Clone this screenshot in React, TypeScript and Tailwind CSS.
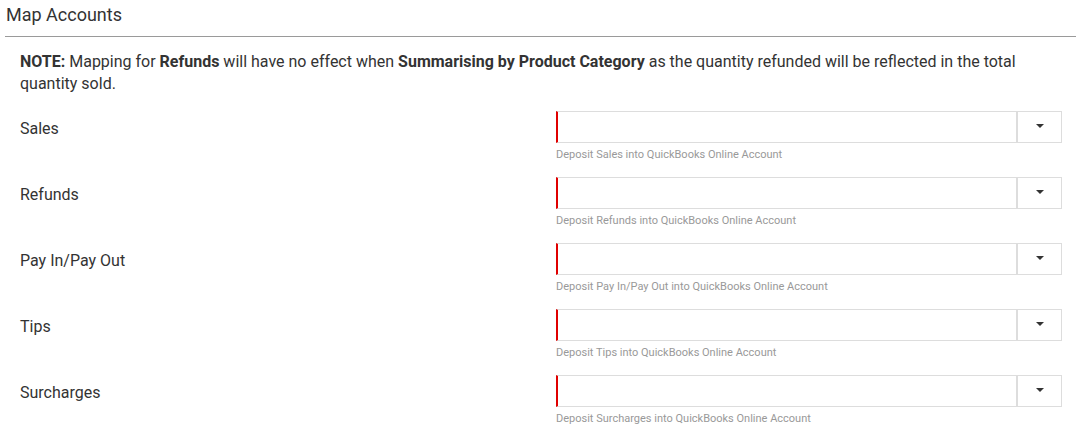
import React from "react";

const rows = ["Sales", "Refunds", "Pay In/Pay Out", "Tips", "Surcharges"];

function Row({ label }: { label: string }) {
  return (
    <div className="flex mb-[14px]">
      <div className="w-[536px] shrink-0 pt-[6px] text-[16px] leading-[24px] text-[#333]">{label}</div>
      <div className="flex-1">
        <div className="flex h-[32px]">
          <div className="flex-1 border border-[#dddddd] border-l-2 border-l-[#e00000] bg-white" />
          <div className="w-[45px] shrink-0 border border-[#dddddd] bg-white flex items-center justify-center">
            <div className="w-0 h-0 border-l-[4px] border-r-[4px] border-t-[4px] border-l-transparent border-r-transparent border-t-[#333] -mt-[2px]" />
          </div>
        </div>
        <div className="mt-[4px] text-[11px] leading-[16px] text-[#999]">
          Deposit {label} into QuickBooks Online Account
        </div>
      </div>
    </div>
  );
}

export default function App() {
  return (
    <div className="w-[1081px] h-[430px] bg-white overflow-hidden font-['Roboto',sans-serif] text-[#333]">
      <div className="mx-[5px] h-[37px] border-b border-[#9a9a9a] pl-[1px] pt-[3px] text-[18px] leading-[24px] text-[#333]">
        Map Accounts
      </div>
      <div className="pl-[20px] pr-[19px]">
        <p className="pt-[14px] text-[16px] leading-[22px] text-[#333]">
          <span className="font-bold">NOTE:</span> Mapping for <span className="font-bold">Refunds</span> will have no
          effect when <span className="font-bold">Summarising by Product Category</span> as the quantity refunded will be
          reflected in the total quantity sold.
        </p>
        <div className="mt-[16px]">
          {rows.map((r) => (
            <Row key={r} label={r} />
          ))}
        </div>
      </div>
    </div>
  );
}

■ ■ ■ ■ ■ ■ ■

Required work =>
Reproduce the material word for word, minus the images.

Written solution =>
Clone this screenshot in React, TypeScript and Tailwind CSS.
import React from "react";

const rows = ["Sales", "Refunds", "Pay In/Pay Out", "Tips", "Surcharges"];

function Row({ label }: { label: string }) {
  return (
    <div className="flex mb-[14px]">
      <div className="w-[536px] shrink-0 pt-[6px] text-[16px] leading-[24px] text-[#333]">{label}</div>
      <div className="flex-1">
        <div className="flex h-[32px]">
          <div className="flex-1 border border-[#dddddd] border-l-2 border-l-[#e00000] bg-white" />
          <div className="w-[45px] shrink-0 border border-[#dddddd] bg-white flex items-center justify-center">
            <div className="w-0 h-0 border-l-[4px] border-r-[4px] border-t-[4px] border-l-transparent border-r-transparent border-t-[#333] -mt-[2px]" />
          </div>
        </div>
        <div className="mt-[4px] text-[11px] leading-[16px] text-[#999]">
          Deposit {label} into QuickBooks Online Account
        </div>
      </div>
    </div>
  );
}

export default function App() {
  return (
    <div className="w-[1081px] h-[430px] bg-white overflow-hidden font-['Roboto',sans-serif] text-[#333]">
      <div className="mx-[5px] h-[37px] border-b border-[#9a9a9a] pl-[1px] pt-[3px] text-[18px] leading-[24px] text-[#333]">
        Map Accounts
      </div>
      <div className="pl-[20px] pr-[19px]">
        <p className="pt-[14px] text-[16px] leading-[22px] text-[#333]">
          <span className="font-bold">NOTE:</span> Mapping for <span className="font-bold">Refunds</span> will have no
          effect when <span className="font-bold">Summarising by Product Category</span> as the quantity refunded will be
          reflected in the total quantity sold.
        </p>
        <div className="mt-[16px]">
          {rows.map((r) => (
            <Row key={r} label={r} />
          ))}
        </div>
      </div>
    </div>
  );
}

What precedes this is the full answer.